The thing about a duffel-type laundry bag is that, when hung from a hook, it has only a tiny opening at its mouth--not big enough to throw a sock in, much less a pair of dungarees, and certainly not Paul Sender’s little brother. With careful aim, you could toss in a marble, so long as it wasn’t a shooter.
Mom didn’t much like marbles in her washing machine.
So you see, basketball is all about our obsession with laundry tossing--that’s why we watch March Madness. If we didn’t, we might chip in and clean up around the house--something men just don’t do.
But if you live with a man, I don’t have to tell you that.
So,” says my simulated female questioner, “what does Tic Tack Toe have to do with it?”
Isn’t she great? I could never have made this segue without her.

Each young boy’s obsession with Tic Tack Toe is well documented. All you have to do is look at any elementary school lunch table to see the familiar four-line grid, complete with Xs and Os. It’s as ubiquitous as that limerick about scenic Nantucket. But unlike that limerick (which just never gets old,) Tic Tack Toe grids disappear in middle school. Why?
Somewhere around 6th grade comes the great disillusionment. When played by two enlightened players, Tic Tack Toe always ends up in a draw. All you need to do after your opponent X’s a corner square, is put your O in the . . . . Well, I’m not really sure, but it always comes out a draw.

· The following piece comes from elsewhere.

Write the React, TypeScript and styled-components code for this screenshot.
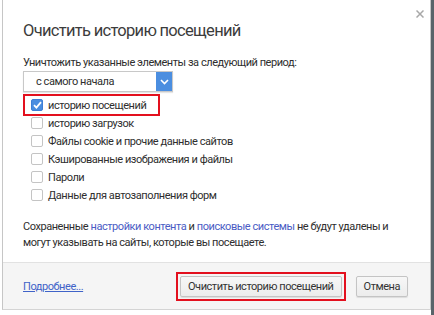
import styled, { createGlobalStyle } from 'styled-components';

const GlobalStyle = createGlobalStyle`
  body {
    margin: 0;
    background: #fff;
    font-family: Roboto, 'Liberation Sans', sans-serif;
    font-size: 11px;
    letter-spacing: -0.45px;
  }
`;

const items = [
  { label: 'историю посещений', checked: true, highlight: true },
  { label: 'историю загрузок', checked: false },
  { label: 'Файлы cookie и прочие данные сайтов', checked: false },
  { label: 'Кэшированные изображения и файлы', checked: false },
  { label: 'Пароли', checked: false },
  { label: 'Данные для автозаполнения форм', checked: false },
];

function CheckMark() {
  return (
    <svg width='9' height='8' viewBox='0 0 9 8'>
      <path d='M1 4.2 L3.4 6.6 L8 1.2' stroke='#fff' strokeWidth='1.8' fill='none' />
    </svg>
  );
}

function App() {
  return (
    <Page>
      <GlobalStyle />
      <Dialog>
        <CloseBtn aria-label='close'>
          <svg width='8' height='8' viewBox='0 0 8 8'>
            <path d='M0.5 0.5 L7.5 7.5 M7.5 0.5 L0.5 7.5' stroke='#a8a8a8' strokeWidth='1.5' />
          </svg>
        </CloseBtn>
        <Body>
          <Title>Очистить историю посещений</Title>
          <Label>Уничтожить указанные элементы за следующий период:</Label>
          <Select>
            <span>с самого начала</span>
            <Arrow>
              <svg width='9' height='6' viewBox='0 0 9 6'>
                <path d='M1 1 L4.5 4.5 L8 1' stroke='#fff' strokeWidth='1.6' fill='none' />
              </svg>
            </Arrow>
          </Select>
          <List>
            {items.map(item => (
              <Row key={item.label} $highlight={!!item.highlight}>
                <Box $checked={item.checked}>{item.checked && <CheckMark />}</Box>
                {item.label}
              </Row>
            ))}
          </List>
          <Info>
            Сохраненные <Link>настройки контента</Link> и <Link>поисковые системы</Link> не будут
            удалены и
            <br />
            могут указывать на сайты, которые вы посещаете.
          </Info>
        </Body>
        <Footer>
          <More>Подробнее...</More>
          <Buttons>
            <Highlight>
              <Button>Очистить историю посещений</Button>
            </Highlight>
            <Button>Отмена</Button>
          </Buttons>
        </Footer>
      </Dialog>
    </Page>
  );
}

export default App;

const Page = styled.div`
  display: flex;
  height: 315px;
  background: linear-gradient(to right, #fff 0 431px, #59646a 431px);
`;

const Dialog = styled.div`
  position: relative;
  margin-left: 2px;
  width: 427px;
  height: 309px;
  background: #fff;
  border-left: 1px solid #c6c6c6;
  border-right: 1px solid #c6c6c6;
  border-bottom: 1px solid #d4d4d4;
  display: flex;
  flex-direction: column;
`;

const CloseBtn = styled.div`
  position: absolute;
  top: 10px;
  right: 6px;
  width: 8px;
  height: 8px;
  display: flex;
`;

const Body = styled.div`
  flex: 1;
  padding: 19px 20px 0 20px;
  color: #2e2e2e;
`;

const Title = styled.h1`
  margin: 0;
  font-size: 16.5px;
  letter-spacing: -0.7px;
  font-weight: 400;
  line-height: 24px;
  color: #3c3c3c;
`;

const Label = styled.div`
  margin-top: 12px;
  line-height: 15px;
`;

const Select = styled.div`
  margin-top: 1px;
  width: 148px;
  height: 19px;
  border: 1px solid #c8c8c8;
  display: flex;
  align-items: center;
  justify-content: space-between;
  box-shadow: 0 1px 1px rgba(0, 0, 0, 0.1);
  span {
    padding-left: 12px;
  }
`;

const Arrow = styled.div`
  width: 16px;
  height: 100%;
  background: #4b8ee0;
  display: flex;
  align-items: center;
  justify-content: center;
`;

const List = styled.div`
  margin-top: 4px;
  display: flex;
  flex-direction: column;
`;

const Row = styled.div<{ $highlight: boolean }>`
  display: flex;
  align-items: center;
  gap: 5px;
  height: 18px;
  white-space: nowrap;
  margin-left: 2px;
  padding-left: 6px;
  width: ${props => (props.$highlight ? '127px' : 'auto')};
  outline: ${props => (props.$highlight ? '2px solid #e3101e' : 'none')};
`;

const Box = styled.div<{ $checked: boolean }>`
  width: 10px;
  height: 10px;
  border-radius: 2px;
  border: 1px solid ${props => (props.$checked ? '#3d7fd6' : '#c4c4c4')};
  background: ${props => (props.$checked ? '#4b8ee0' : '#fff')};
  display: flex;
  align-items: center;
  justify-content: center;
`;

const Info = styled.p`
  margin: 15px 0 0;
  line-height: 16px;
`;

const Link = styled.span`
  color: #4a5cc4;
`;

const Footer = styled.div`
  height: 46px;
  border-top: 1px solid #e2e2e2;
  background: #f5f5f5;
  display: flex;
  align-items: center;
  justify-content: space-between;
  padding: 0 22px 0 20px;
`;

const More = styled.span`
  color: #3f63c8;
  text-decoration: underline;
`;

const Buttons = styled.div`
  display: flex;
  align-items: center;
  gap: 10px;
`;

const Highlight = styled.div`
  border: 2px solid #e3101e;
  padding: 2px;
  display: flex;
`;

const Button = styled.button`
  font-family: inherit;
  font-size: 11px;
  letter-spacing: -0.45px;
  color: #333;
  height: 21px;
  padding: 0 7px;
  border: 1px solid #c4c4c4;
  border-radius: 2px;
  background: linear-gradient(#f7f7f7, #ececec);
  box-shadow: 0 1px 1px rgba(0, 0, 0, 0.1);
`;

That’s why men created the March Madness bracket. All those lovely lines reappear in a format that we know will never result in a draw.
If you wish to relate to your significant male in the month of March, all you have to do is fill out your own bracket. It helps if you know nothing about basketball. Choose the teams numbered (that means ranked, but you don’t need to know that) 1 and 2 in each quarter grid to advance all the way to their respective regional finals. Men are too proud and stubborn to recognize how often that happens. Then choose the higher number to advance in every other match-up. Who cares if you lose 20 of your first 32 games? You’ll have all the upsets on your grid. When your man is on the phone with his buddy asking what genius predicted the Fighting Sarah Palins of Alaska Moose-skinning Tech
to beat Florida State in the first round, you can show him your bracket. Suddenly you’re a savant, a hero, one of the guys, with promising hours of conversation about the 2/3 Zone, and set shots off the screen for the rest of the month of March.
Hey, at least he’ll be talking to you.
What you want to foster a meaningful relationship during March? Read someone else’s article.